De Blasio hopes for 'viral moment' to save campaign

NEW YORK (AP) - New York City Mayor Bill de Blasio, who failed to qualify for the September Democratic debate, said Wednesday that he may end his long-shot campaign for the presidential nomination if he doesn't qualify for the October debates.

De Blasio said it's "really tough to conceive of continuing" in the race if he fails to make the October debate stage. The criteria are the same as for the Sept. 12 debate in Houston: 130,000 campaign donors and a 2% showing in four national polls or statewide polls in Iowa, New Hampshire, South Carolina and Nevada by Oct. 1.

It was the first time de Blasio appeared to give himself a deadline for dropping out of the race he joined in May.

Four candidates including de Blasio's fellow New Yorker Sen.
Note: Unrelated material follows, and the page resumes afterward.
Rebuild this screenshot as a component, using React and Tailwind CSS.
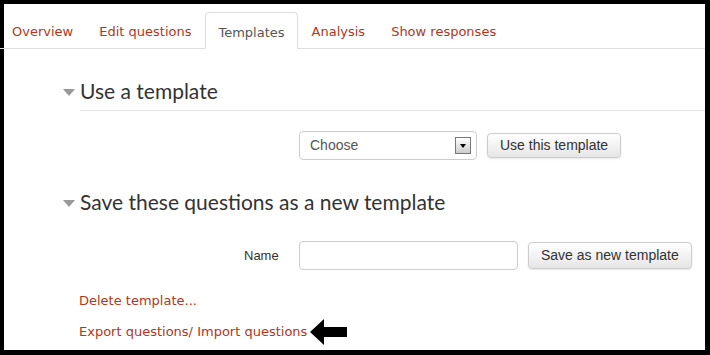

Kirsten Gillibrand dropped out of the race last month when it became clear that they would not qualify for the September debate, but de Blasio has suggested that a viral moment may win him a surge of support.

"People go from unheard of to totally famous in 72 hours in America now," he said Wednesday. "So a candidate like me who's not that well known yet, you ask me in 72 hours, right? And something might change."

De Blasio said that if he qualifies for the October debates "that's a good reason to keep going forward."

De Blasio, who is in his second term, said he is not neglecting his duties as mayor as he campaigns around the country.

"This is a job that requires energy and attention every hour of every day and that's what I do," de Blasio said. "There's countless phone calls, countless emails, checking in on all different leaders of different agencies and folks in City Hall. And that is why you continue to see a host of initiatives moving forward. It's the nature of the job as a CEO that you're responsible for making sure that everything is moving. And everything is moving. That's just the reality."


This story has been corrected to show that the September debate will take place in Houston, not New York.